La universidad pública de hoy no es la de ayer. La de ayer: la del 30 y la autonomía institucional, la del 52 y la autonomía ante el Estado, la del 70 y el cogobierno docente estudiantil, la del 82 y la vinculación con las necesidades sociales, era, finalmente, una sola. Era una universidad pública y nacional cuando ambas necesidades convergían en la democracia. Esto explica, entonces, aquello de que la universidad era la reserva democrática. Esto explica, también, que la universidad hoy no es la de ayer porque ninguna de esas responsabilidades la caracterizan institucionalmente.
¿Será posible, con una sola medida, hacer nuevamente de la universidad un motivo de orgullo nacional? ¿Podrá la misma universidad, sin esperar presiones ni desprecios ni exigencias, crecer a la altura del desafío histórico de esta oportunidad? Creo que sería posible porque la medida es simple y es un detonante de transformaciones profundas: abrir la autonomía.
Hoy la autonomía universitaria se ha convertido en una sordera estructural. Hoy la autonomía es apenas el pretexto para el ensimismamiento. Es entonces, reitero, imprescindible abrir la autonomía. Cuando el gobierno universitario se componga de docentes, estudiantes, representantes sociales y delegados estatales, se institucionalizará una autonomía con responsabilidad social y la universidad asumirá su calidad de bien público. Así podrá renacer del rescoldo de esa autoridad moral de la nación que la convirtió en una de nuestras pocas esperanzas democráticas.
En términos de gestión, abrir la autonomía implica dos decisiones: Que el gobierno universitario incorpore a representantes sociales y delegados estatales con el 40% del voto en el Consejo Universitario;que la investigación universitaria se materialice produciendo conocimiento nuevo y, a la vez, trabaje como el Observatorio de Políticas Públicas, produciendo anualmente informes y evaluaciones de esas políticas.

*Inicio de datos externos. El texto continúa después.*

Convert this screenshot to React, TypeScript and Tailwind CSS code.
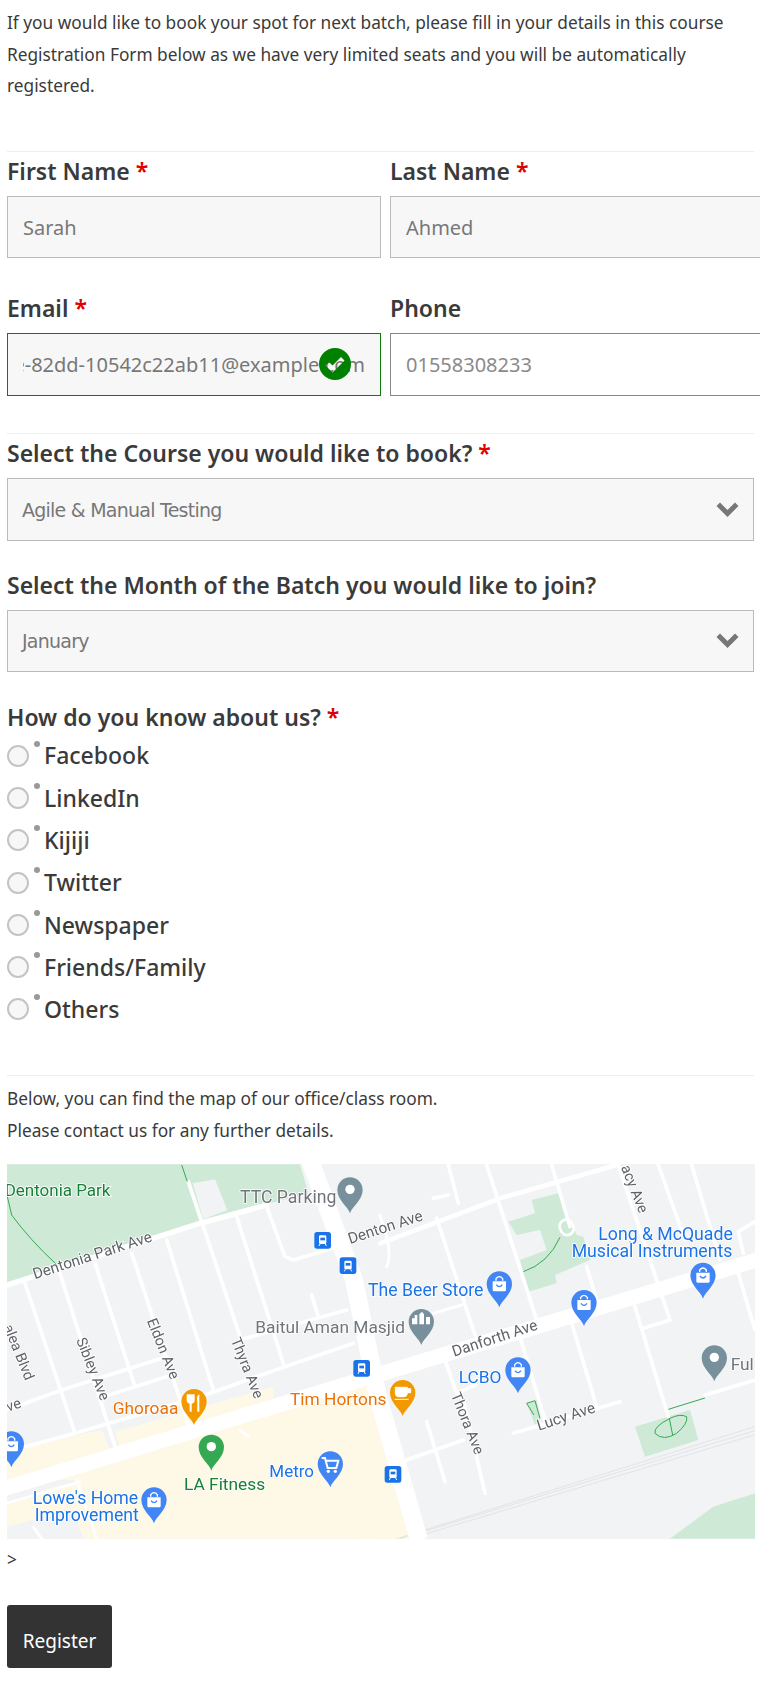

Si la universidad incorpora a la sociedad y al Estado en su toma de decisiones, su responsabilidad social alcanzará un impacto estatal —contribuirá a profundizar la democracia— y un impacto social —el ejercicio profesional como servicio público. Pero, al mismo tiempo, no solo debería responder a esas demandas, sino generar desde adentro actitudes y disposiciones. Así, el conocimiento no será un monopolio ni el desarrollo institucional una sucesión fragmentada de cortos plazos y se convertirá en una vocación por la redistribución del conocimiento, de manera que éste genere igualdad de oportunidades, generalizando los doctorados gratuitos, financiando mucho más la investigación y, muy enfáticamente, participando en las iniciativas municipales que posibiliten una mayor calidad de la educación básica.
Uno de los problemas básicos que enfrentamos en Bolivia es que nuestro diseño constitucional hace imposible la fiscalización de las políticas públicas desde el propio Estado. Todos los poderes obedecen, ovejunamente, al Ejecutivo. Por consiguiente, la sociedad está obligada a construir algo que le permita contar con información transparente y haga posible realizar la fiscalización, porque el uso y destino de los recursos públicos es del mayor interés de todos los ciudadanos. La universidad es la única institución que cuenta con el capital cognitivo y los recursos humanos para analizar la información y observar el uso de nuestros recursos. Sus muchos institutos de investigación cubren el espectro de todas las políticas públicas y le permitirían cumplir con eficiencia el rol de los observatorios desde la perspectiva de los intereses de la sociedad. Porque la responsabilidad no solo tiene que ver con el impacto directo de los académicos en la sociedad, sino, sobre todo, con la manera cómo la universidad internaliza las demandas y genera una disponibilidad a cumplir casi espontáneamente con las expectativas sociales. Se trata, por consiguiente, de que la responsabilidad social sea tanto una política institucional impulsada desde la sociedad como un valor académico generado por la propia vida universitaria.
La universidad boliviana está muy lejos de asumir su responsabilidad social como parte integral e imprescindible de su vida institucional. Seguramente esta es una de las razones por la cual su presencia en el país es tan poco relevante. Pero, al mismo tiempo, es una de sus paradójicas oportunidades para volver a ocupar un lugar como protagonista en el diseño de nuestro propio horizonte nacional. Si no se transforma, la propia sociedad deberá asumir esa tan difícil y compleja responsabilidad. Porque caso contrario, nos espera una educación mercantil, es decir, la lenta agonía pero inevitable muerte de la educación pública. Y, por consiguiente, estaremos condenando a la inviabilidad a la sociedad educadora; una de las muy pocas, si no la única vía, para hacer del diálogo de saberes, no de la lucha por el poder, el eje organizador de un país intercultural.